A library of attributes to be mixed in orthogonally to the inheritance
hierarchy must extend the class
AttributeLibrary
, must be public, and must have a public zero-argument constructor.
For example:
public class TestLibrary extends AttributeLibrary<Node> { public TestLibrary() { super(); } @Attribute String foo(Node e, Collection<Node> c, Index<Node> i) { return "foo"; } }
To load the attributes provided by this library in a class, you call
Forester.mixin(Class<? extends
AttributeLibrary<N>>...)
. You can load libraries in at any time, but if you want the new
attributes to persist through serialization it is recommended that you
add them in by overriding the
init
method like so:
@Override protected void init() { if (attributes == null) { super.init(); mixin(Library1.class, Library2.class); } }
Note that this method can be used only to supplement the attributes
obtained from the class hierarchy. If
MyForester
provides attribute
@foo
and we try to mix an identically named method in from a library, the
native
@foo
will win out.
The only dependency of this library is my
dfh.grammar
library, which has no dependencies.
All the classes in this library are thread safe.

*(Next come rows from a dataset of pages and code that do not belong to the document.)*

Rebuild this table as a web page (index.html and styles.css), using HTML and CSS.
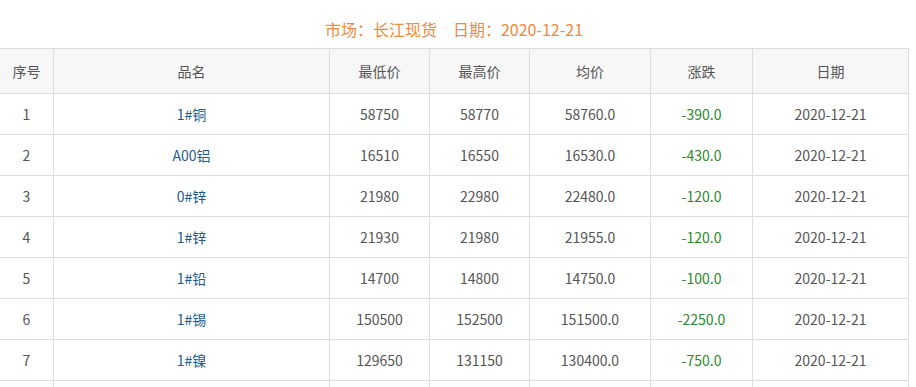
FILE: index.html
```html
<!DOCTYPE html>
<html lang="zh-CN">
<head>
    <meta charset="UTF-8">
    <title>长江现货</title>
    <link rel="stylesheet" href="styles.css">
</head>
<body>
    <div class="title">市场：长江现货　日期：2020-12-21</div>
    <table class="price-table">
        <thead>
            <tr>
                <th class="c-no">序号</th>
                <th class="c-name">品名</th>
                <th class="c-low">最低价</th>
                <th class="c-high">最高价</th>
                <th class="c-avg">均价</th>
                <th class="c-chg">涨跌</th>
                <th class="c-date">日期</th>
            </tr>
        </thead>
        <tbody>
            <tr><td>1</td><td class="name">1#铜</td><td>58750</td><td>58770</td><td>58760.0</td><td class="down">-390.0</td><td>2020-12-21</td></tr>
            <tr><td>2</td><td class="name">A00铝</td><td>16510</td><td>16550</td><td>16530.0</td><td class="down">-430.0</td><td>2020-12-21</td></tr>
            <tr><td>3</td><td class="name">0#锌</td><td>21980</td><td>22980</td><td>22480.0</td><td class="down">-120.0</td><td>2020-12-21</td></tr>
            <tr><td>4</td><td class="name">1#锌</td><td>21930</td><td>21980</td><td>21955.0</td><td class="down">-120.0</td><td>2020-12-21</td></tr>
            <tr><td>5</td><td class="name">1#铅</td><td>14700</td><td>14800</td><td>14750.0</td><td class="down">-100.0</td><td>2020-12-21</td></tr>
            <tr><td>6</td><td class="name">1#锡</td><td>150500</td><td>152500</td><td>151500.0</td><td class="down">-2250.0</td><td>2020-12-21</td></tr>
            <tr><td>7</td><td class="name">1#镍</td><td>129650</td><td>131150</td><td>130400.0</td><td class="down">-750.0</td><td>2020-12-21</td></tr>
            <tr><td></td><td></td><td></td><td></td><td></td><td></td><td></td></tr>
        </tbody>
    </table>
</body>
</html>
```

FILE: styles.css
```css
body {
    margin: 0;
    padding: 0;
    background: #fff;
    font-family: "Noto Sans CJK SC", "Noto Sans", sans-serif;
    color: #555;
    overflow: hidden;
}
.title {
    width: 908px;
    padding: 18px 0 8px;
    line-height: 22px;
    font-size: 16px;
    text-align: center;
    color: #f08a3c;
}
.price-table {
    width: 909px;
    margin-left: -1px;
    border-collapse: collapse;
    table-layout: fixed;
    font-size: 14px;
}
.price-table th,
.price-table td {
    border: 1px solid #ddd;
    text-align: center;
    padding: 0;
    font-weight: normal;
}
.price-table th {
    height: 44px;
    background: #f7f7f7;
    color: #555;
}
.price-table td {
    height: 40px;
}
.c-no { width: 53px; }
.c-name { width: 275px; }
.c-low { width: 99px; }
.c-high { width: 99px; }
.c-avg { width: 120px; }
.c-chg { width: 101px; }
.c-date { width: 155px; }
.name {
    color: #1f5b8a;
}
.down {
    color: #2a8a2a;
}
```
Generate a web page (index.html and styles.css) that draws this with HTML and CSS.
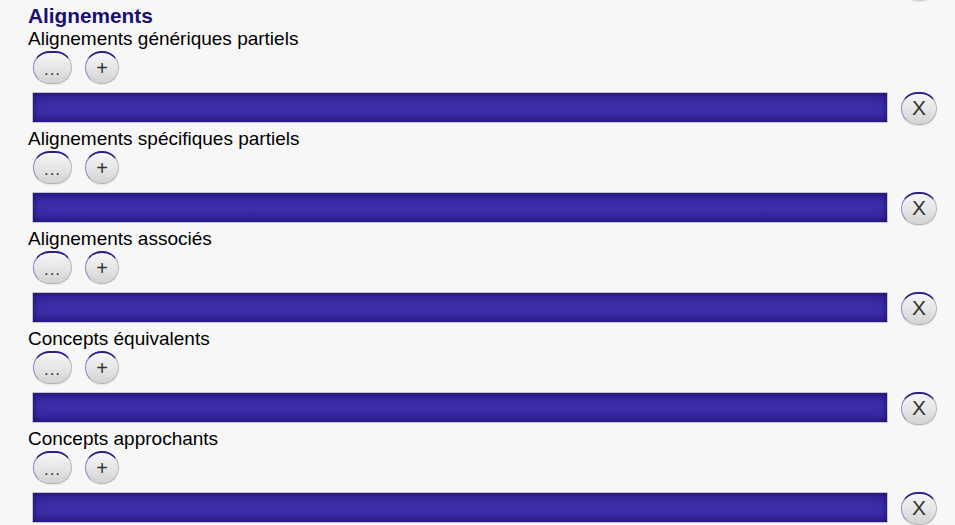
FILE: index.html
```html
<!DOCTYPE html>
<html lang="fr">
<head>
<meta charset="utf-8">
<title>Alignements</title>
<link rel="stylesheet" href="styles.css">
</head>
<body>
<div class="page">
  <div class="stub"><span class="btn btn-x ghost"></span></div>
  <h2 class="title">Alignements</h2>

  <section class="field">
    <div class="label">Alignements génériques partiels</div>
    <div class="actions"><button class="btn btn-more">...</button><button class="btn btn-add">+</button></div>
    <div class="value-row"><div class="value"></div><button class="btn btn-x">X</button></div>
  </section>

  <section class="field">
    <div class="label">Alignements spécifiques partiels</div>
    <div class="actions"><button class="btn btn-more">...</button><button class="btn btn-add">+</button></div>
    <div class="value-row"><div class="value"></div><button class="btn btn-x">X</button></div>
  </section>

  <section class="field">
    <div class="label">Alignements associés</div>
    <div class="actions"><button class="btn btn-more">...</button><button class="btn btn-add">+</button></div>
    <div class="value-row"><div class="value"></div><button class="btn btn-x">X</button></div>
  </section>

  <section class="field">
    <div class="label">Concepts équivalents</div>
    <div class="actions"><button class="btn btn-more">...</button><button class="btn btn-add">+</button></div>
    <div class="value-row"><div class="value"></div><button class="btn btn-x">X</button></div>
  </section>

  <section class="field">
    <div class="label">Concepts approchants</div>
    <div class="actions"><button class="btn btn-more">...</button><button class="btn btn-add">+</button></div>
    <div class="value-row"><div class="value"></div><button class="btn btn-x">X</button></div>
  </section>
</div>
</body>
</html>
```
FILE: styles.css
```css
html, body {
  margin: 0;
  padding: 0;
  background: #f7f7f7;
  overflow: hidden;
}

.page {
  padding-left: 28px;
  font-family: "Liberation Sans", Arial, sans-serif;
  color: #000;
}

.stub {
  height: 2px;
  overflow: hidden;
  display: flex;
  padding-left: 873px;
}

.stub .ghost {
  margin-top: -32px;
  border-bottom-color: #d0d0d0;
}

.title {
  margin: 2px 0 0 0;
  font-size: 20.8px;
  line-height: 24px;
  font-weight: bold;
  color: #1b0f6e;
}

.field {
  margin-bottom: 3px;
}

.label {
  font-size: 19px;
  line-height: 21px;
}

.actions {
  display: flex;
  gap: 13px;
  margin: 2px 0 0 5px;
}

.btn {
  box-sizing: border-box;
  height: 33px;
  padding: 0;
  margin: 0;
  display: flex;
  align-items: center;
  justify-content: center;
  font-family: "Liberation Sans", Arial, sans-serif;
  color: #333;
  border-radius: 17px;
  border: 1px solid #b4b4b4;
  border-top: 2px solid #2c1d8c;
  border-left-color: #8a80bb;
  background: linear-gradient(#f6f6f6, #e6e6e6 50%, #d3d3d3);
  box-shadow: inset 0 1px 1px rgba(255,255,255,0.8), 0 1px 1px rgba(0,0,0,0.08);
}

.btn-more {
  width: 39px;
  font-size: 17px;
  padding-top: 3px;
  letter-spacing: 1px;
}

.btn-add {
  width: 34px;
  font-size: 20px;
}

.btn-x {
  width: 36px;
  font-size: 21px;
  padding-bottom: 2px;
}

.value-row {
  display: flex;
  align-items: flex-start;
  gap: 13px;
  margin: 8px 0 0 4px;
}

.value {
  box-sizing: border-box;
  width: 856px;
  height: 31px;
  border: 1px solid #c6c6c6;
  background: linear-gradient(#33259a, #3d2fa8 50%, #33259a);
  box-shadow: inset 0 0 7px 1px #1f1276;
}
```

All the classes in this library aside from
Index
are serializable, though you have to take care if you use mixins.
I use my grammar library,
dfh.grammar
, a lot. Generally when I match something with a grammar I'm not
satisfied simply to know a match is possible, what was matched, or
where the match starts and ends: I want the entire parse tree, and
given the tree, I want to find particular parts and do things with
them. If I'm parsing a date, I want to find the year part and the
month part and so on. If I'm parsing an email address, I want to
separate the user name from the domain and I want to know the
subdomains. For many purposes the methods provided by the match object
itself suffice, but often enough I found myself writing the same sort
of picky code that basically drilled down a particular path in a
particular sort of parse tree. If this were XML I'd use XPath. If it
were HTML I'd use CSS (or perhaps XPath after converting it to XHTML).
So I thought I'd make something like XPath for my parse trees. I
didn't want it to be precisely the same as XML, however, because my
parse trees weren't precisely like XML trees. The notion of
“attribute” wasn't native to the problem, nor were
namespaces. While I was thinking about this it occurred to me that I
could make a generic library that could handle any sort of tree,
adapting the attribute idea to represent callbacks.
Having started along this path, I figured I would add features to the
expression language that I often wanted: an easy way to obtain leaves
or nodes near to a particular node but not screened from it by other
nodes of the same type -- what the
/>foo
expression represents. I found I could make it trivial to adapt the
library to a new sort of tree and trivial to add attributes, both of
which were very nice. So here we are.
I may add mathematical expressions to the things that can occur in predicates.
If I find the time I might implement the tree path specification in other languages, starting with Perl. I find this useful. I'd like someone else to as well. If I make it available to someone who prefers to work in another language, particularly one that facilitates code sharing as Perl does, then I increase the odds that someone other than myself will use it.